**Your task:**
Read the entries below and pull out each line with the string "this".

**Data excerpts:**
* * * * * * *
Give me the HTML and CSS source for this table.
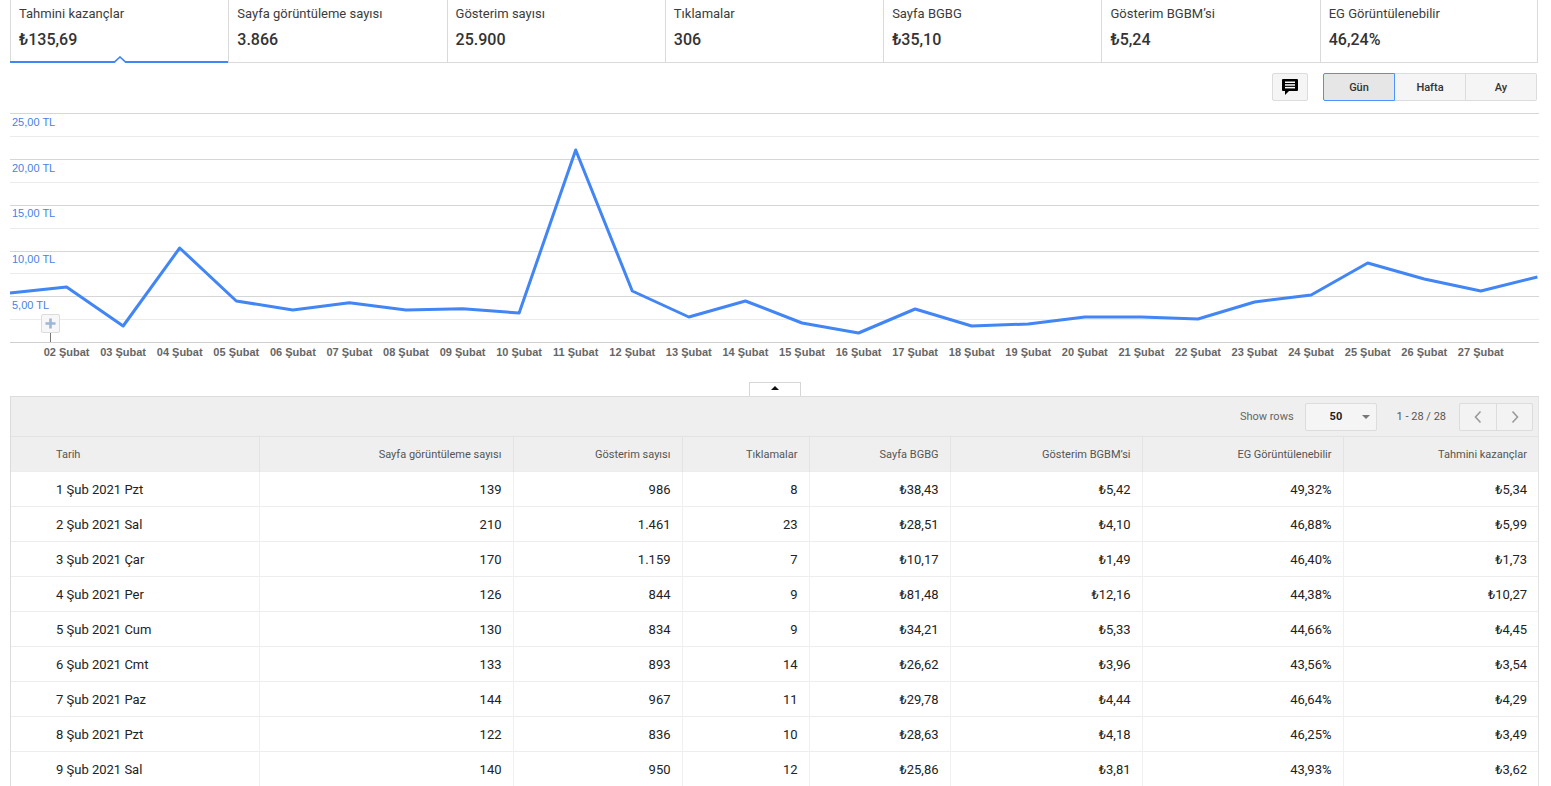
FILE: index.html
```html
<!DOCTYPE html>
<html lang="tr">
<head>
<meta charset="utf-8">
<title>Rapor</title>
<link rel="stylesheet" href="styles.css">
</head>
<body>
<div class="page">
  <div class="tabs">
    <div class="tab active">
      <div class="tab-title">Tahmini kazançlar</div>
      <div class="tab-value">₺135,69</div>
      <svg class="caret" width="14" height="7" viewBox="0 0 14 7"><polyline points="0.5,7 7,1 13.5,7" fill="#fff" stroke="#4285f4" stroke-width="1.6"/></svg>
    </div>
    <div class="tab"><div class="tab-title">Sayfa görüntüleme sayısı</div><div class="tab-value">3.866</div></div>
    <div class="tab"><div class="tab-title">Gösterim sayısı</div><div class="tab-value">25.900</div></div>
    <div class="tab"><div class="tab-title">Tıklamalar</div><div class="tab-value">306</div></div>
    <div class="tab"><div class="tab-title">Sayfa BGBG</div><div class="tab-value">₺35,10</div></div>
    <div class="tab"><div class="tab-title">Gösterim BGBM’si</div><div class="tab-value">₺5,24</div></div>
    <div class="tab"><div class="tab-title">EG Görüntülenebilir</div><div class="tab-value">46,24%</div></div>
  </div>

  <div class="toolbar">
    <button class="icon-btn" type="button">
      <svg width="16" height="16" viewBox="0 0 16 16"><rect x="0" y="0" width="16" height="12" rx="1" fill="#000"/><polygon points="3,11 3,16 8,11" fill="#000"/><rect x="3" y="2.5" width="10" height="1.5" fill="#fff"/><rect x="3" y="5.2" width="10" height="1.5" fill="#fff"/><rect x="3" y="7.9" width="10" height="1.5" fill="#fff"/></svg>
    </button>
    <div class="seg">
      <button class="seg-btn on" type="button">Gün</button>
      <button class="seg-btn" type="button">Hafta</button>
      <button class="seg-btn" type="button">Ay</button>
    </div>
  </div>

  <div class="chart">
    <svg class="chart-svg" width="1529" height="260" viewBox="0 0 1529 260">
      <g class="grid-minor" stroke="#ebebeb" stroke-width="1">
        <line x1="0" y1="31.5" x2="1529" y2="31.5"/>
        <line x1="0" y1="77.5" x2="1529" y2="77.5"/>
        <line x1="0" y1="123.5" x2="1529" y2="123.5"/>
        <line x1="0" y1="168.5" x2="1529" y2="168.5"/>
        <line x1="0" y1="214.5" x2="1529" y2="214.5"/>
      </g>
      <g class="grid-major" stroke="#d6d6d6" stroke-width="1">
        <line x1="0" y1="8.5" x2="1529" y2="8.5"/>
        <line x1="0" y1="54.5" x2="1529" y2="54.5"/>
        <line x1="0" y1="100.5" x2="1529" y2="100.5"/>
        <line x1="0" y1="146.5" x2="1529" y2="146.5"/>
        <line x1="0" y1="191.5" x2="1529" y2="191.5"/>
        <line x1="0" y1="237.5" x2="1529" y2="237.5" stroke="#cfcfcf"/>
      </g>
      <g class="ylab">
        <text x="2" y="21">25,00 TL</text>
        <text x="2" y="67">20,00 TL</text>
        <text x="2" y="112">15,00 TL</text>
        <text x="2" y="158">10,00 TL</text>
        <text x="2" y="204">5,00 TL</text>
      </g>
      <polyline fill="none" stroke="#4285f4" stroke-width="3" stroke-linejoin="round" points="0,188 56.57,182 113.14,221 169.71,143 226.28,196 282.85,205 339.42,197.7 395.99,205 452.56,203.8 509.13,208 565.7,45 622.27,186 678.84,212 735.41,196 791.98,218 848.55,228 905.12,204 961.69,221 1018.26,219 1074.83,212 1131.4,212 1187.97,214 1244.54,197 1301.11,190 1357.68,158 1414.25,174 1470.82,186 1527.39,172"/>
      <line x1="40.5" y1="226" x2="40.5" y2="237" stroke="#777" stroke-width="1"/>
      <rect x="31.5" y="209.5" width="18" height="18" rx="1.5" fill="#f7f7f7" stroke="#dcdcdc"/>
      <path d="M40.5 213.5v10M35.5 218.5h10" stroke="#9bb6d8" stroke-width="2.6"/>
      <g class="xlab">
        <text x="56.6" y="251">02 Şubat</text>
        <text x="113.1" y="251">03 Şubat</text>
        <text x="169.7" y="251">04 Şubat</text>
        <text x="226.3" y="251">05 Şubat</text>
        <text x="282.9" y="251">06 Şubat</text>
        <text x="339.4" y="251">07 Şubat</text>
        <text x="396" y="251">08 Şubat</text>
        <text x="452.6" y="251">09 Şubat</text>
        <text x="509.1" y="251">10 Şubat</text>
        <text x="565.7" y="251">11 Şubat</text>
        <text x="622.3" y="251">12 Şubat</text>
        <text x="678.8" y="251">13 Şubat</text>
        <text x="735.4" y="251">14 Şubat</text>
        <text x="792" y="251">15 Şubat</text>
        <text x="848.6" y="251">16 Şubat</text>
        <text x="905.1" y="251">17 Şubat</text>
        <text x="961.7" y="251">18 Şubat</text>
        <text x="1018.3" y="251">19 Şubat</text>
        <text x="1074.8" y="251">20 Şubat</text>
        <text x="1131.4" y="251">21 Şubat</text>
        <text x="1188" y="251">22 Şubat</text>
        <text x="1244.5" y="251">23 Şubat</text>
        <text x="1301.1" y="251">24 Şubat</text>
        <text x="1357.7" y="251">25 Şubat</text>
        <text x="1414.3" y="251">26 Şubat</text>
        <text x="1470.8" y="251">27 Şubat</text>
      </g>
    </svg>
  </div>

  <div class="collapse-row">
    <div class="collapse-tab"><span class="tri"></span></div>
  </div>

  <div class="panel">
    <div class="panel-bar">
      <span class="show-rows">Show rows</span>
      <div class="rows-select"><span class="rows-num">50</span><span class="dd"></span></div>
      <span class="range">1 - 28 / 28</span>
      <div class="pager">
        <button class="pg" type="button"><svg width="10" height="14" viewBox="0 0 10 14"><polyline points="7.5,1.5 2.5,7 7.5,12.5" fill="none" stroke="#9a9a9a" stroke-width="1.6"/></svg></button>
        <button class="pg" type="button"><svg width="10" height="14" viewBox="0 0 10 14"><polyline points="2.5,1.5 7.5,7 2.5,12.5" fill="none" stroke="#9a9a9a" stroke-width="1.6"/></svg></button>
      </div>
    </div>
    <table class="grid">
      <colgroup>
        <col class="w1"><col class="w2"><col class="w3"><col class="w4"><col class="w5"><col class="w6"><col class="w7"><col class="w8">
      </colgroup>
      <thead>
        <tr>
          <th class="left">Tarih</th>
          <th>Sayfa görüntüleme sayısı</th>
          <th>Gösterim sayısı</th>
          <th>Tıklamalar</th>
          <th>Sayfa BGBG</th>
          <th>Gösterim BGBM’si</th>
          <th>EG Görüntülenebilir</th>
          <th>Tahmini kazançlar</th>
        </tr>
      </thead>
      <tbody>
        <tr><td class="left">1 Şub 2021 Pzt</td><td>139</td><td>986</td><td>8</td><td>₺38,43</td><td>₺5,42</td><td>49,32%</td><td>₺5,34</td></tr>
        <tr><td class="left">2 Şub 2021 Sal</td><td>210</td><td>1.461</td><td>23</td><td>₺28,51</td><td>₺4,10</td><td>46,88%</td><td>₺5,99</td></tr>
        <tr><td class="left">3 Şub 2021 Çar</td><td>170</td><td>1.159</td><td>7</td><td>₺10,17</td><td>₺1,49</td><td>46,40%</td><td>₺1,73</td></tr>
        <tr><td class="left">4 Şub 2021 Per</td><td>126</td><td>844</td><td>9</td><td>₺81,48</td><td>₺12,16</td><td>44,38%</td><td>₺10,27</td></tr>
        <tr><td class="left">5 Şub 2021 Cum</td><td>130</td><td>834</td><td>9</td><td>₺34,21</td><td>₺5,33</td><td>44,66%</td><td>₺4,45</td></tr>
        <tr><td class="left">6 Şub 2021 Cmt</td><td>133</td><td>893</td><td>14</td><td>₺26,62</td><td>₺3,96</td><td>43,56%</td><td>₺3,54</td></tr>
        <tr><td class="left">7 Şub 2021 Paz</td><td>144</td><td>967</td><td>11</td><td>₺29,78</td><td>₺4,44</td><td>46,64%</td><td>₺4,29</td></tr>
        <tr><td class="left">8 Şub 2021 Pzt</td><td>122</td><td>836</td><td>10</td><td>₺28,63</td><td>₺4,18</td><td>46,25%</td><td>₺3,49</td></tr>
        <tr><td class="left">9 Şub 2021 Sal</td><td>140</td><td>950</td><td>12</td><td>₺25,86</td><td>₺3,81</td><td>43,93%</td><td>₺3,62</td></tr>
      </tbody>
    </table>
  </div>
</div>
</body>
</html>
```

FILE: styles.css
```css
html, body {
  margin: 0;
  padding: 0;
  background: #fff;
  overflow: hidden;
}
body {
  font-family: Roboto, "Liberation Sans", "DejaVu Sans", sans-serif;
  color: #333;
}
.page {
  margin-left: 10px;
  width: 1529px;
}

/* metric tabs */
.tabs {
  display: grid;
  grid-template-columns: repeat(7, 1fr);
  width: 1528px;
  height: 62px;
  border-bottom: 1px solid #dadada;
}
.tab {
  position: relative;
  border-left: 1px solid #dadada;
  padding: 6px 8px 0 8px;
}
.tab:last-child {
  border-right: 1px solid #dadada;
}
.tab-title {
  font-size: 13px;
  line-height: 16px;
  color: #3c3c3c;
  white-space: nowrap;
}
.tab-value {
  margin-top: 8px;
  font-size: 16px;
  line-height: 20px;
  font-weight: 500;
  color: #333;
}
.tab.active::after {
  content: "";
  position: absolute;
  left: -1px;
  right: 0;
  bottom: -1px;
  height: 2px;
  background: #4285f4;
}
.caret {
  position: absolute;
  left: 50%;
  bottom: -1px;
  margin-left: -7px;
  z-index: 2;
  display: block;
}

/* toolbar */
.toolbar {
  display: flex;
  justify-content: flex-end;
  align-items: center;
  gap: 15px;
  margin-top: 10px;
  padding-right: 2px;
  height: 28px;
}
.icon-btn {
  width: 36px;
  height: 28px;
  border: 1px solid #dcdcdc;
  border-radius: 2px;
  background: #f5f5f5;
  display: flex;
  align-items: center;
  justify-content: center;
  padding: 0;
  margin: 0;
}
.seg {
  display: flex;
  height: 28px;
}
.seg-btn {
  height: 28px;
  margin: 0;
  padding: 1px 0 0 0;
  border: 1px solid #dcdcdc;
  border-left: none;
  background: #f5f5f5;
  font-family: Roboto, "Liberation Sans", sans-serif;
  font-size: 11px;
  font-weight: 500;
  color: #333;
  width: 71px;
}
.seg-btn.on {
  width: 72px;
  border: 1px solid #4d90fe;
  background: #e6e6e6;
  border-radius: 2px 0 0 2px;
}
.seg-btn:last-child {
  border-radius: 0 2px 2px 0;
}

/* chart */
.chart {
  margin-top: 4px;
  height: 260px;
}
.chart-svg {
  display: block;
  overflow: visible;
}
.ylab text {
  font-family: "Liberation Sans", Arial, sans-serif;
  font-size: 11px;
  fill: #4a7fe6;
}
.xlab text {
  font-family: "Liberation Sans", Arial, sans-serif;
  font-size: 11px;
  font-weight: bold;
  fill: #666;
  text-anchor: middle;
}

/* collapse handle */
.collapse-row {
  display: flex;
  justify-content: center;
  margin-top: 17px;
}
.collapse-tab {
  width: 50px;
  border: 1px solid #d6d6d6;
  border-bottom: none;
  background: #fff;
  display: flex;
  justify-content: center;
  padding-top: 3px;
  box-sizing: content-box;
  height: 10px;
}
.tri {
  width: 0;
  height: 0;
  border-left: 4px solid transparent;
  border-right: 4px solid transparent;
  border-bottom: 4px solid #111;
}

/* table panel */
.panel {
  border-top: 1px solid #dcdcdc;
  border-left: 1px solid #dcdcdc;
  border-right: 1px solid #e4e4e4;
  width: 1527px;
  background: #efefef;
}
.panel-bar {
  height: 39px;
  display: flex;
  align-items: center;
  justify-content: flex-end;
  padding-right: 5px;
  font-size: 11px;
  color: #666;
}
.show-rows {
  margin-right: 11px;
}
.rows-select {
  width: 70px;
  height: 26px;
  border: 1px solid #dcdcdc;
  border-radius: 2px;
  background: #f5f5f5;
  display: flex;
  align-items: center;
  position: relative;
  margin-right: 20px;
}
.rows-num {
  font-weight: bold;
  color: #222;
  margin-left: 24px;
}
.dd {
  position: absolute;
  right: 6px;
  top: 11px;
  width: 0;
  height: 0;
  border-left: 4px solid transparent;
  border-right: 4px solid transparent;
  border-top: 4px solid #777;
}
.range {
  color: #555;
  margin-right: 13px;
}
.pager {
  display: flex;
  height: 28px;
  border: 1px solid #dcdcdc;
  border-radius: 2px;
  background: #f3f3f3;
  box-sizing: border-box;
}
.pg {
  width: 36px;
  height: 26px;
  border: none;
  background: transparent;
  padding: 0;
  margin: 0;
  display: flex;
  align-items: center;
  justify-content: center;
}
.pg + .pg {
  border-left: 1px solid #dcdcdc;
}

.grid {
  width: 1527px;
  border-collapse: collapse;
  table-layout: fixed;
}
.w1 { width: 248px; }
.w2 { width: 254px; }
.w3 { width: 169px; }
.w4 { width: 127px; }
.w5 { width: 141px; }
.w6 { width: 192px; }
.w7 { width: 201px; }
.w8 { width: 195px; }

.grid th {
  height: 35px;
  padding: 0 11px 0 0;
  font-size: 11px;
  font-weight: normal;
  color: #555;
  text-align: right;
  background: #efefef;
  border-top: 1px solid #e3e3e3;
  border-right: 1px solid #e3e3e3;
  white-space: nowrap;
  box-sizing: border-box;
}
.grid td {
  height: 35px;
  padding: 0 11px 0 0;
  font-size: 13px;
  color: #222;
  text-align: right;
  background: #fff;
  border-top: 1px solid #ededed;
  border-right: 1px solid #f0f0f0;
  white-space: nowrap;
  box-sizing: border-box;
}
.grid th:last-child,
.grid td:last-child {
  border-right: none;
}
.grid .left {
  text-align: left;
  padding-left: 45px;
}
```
* * * * * * *
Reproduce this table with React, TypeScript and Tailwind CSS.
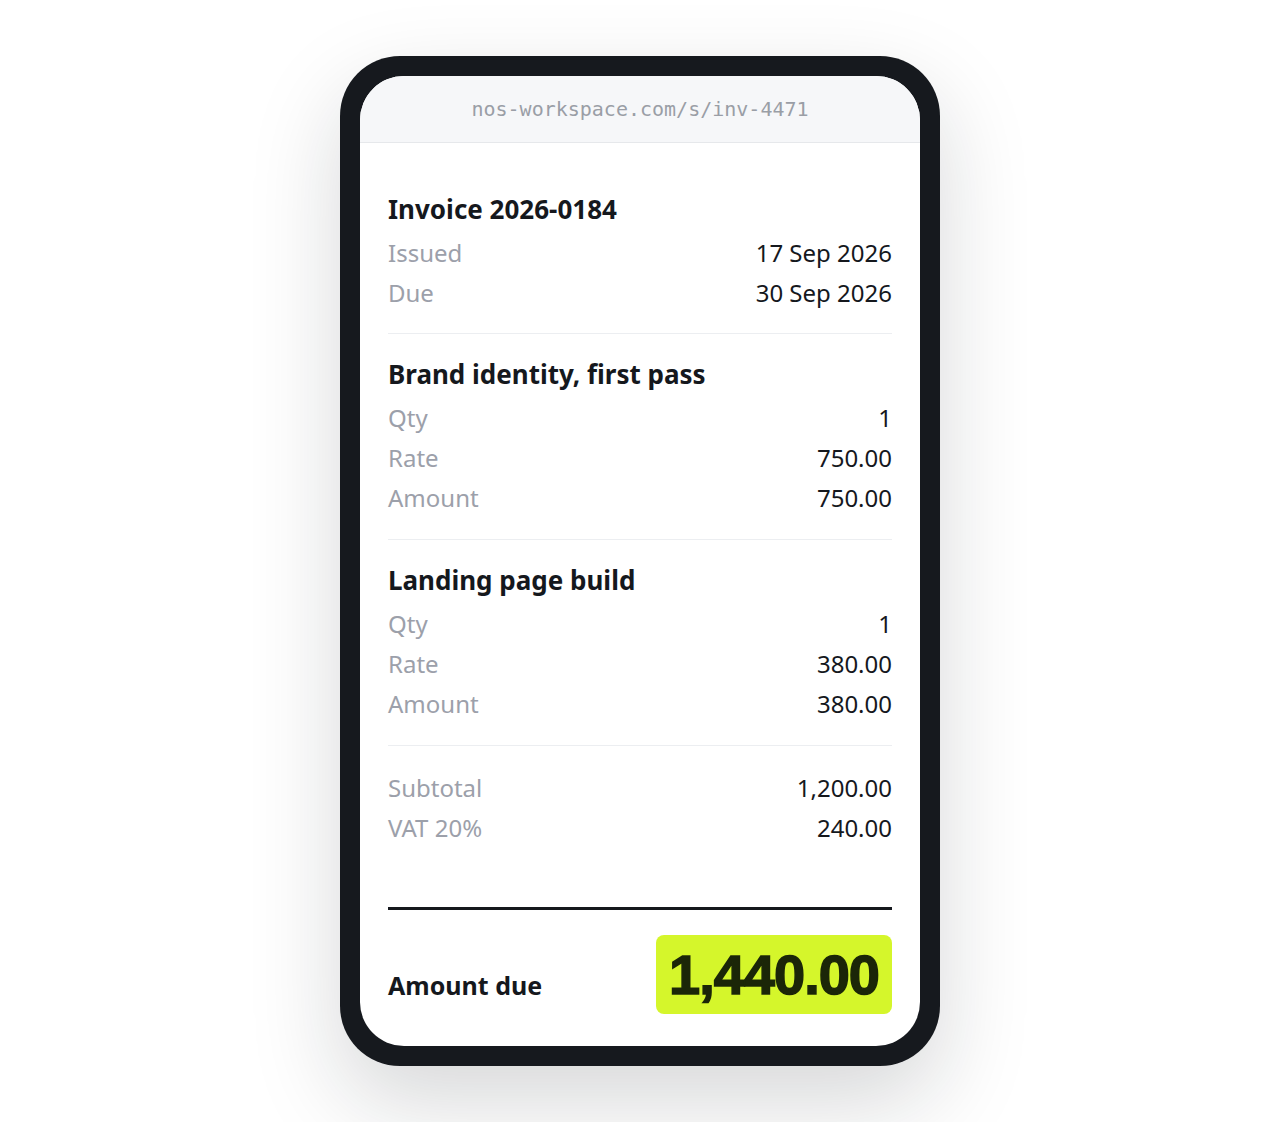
* * * * * * *
**Correct result:**
Give me the HTML and CSS source for this table.
Reproduce this table with React, TypeScript and Tailwind CSS.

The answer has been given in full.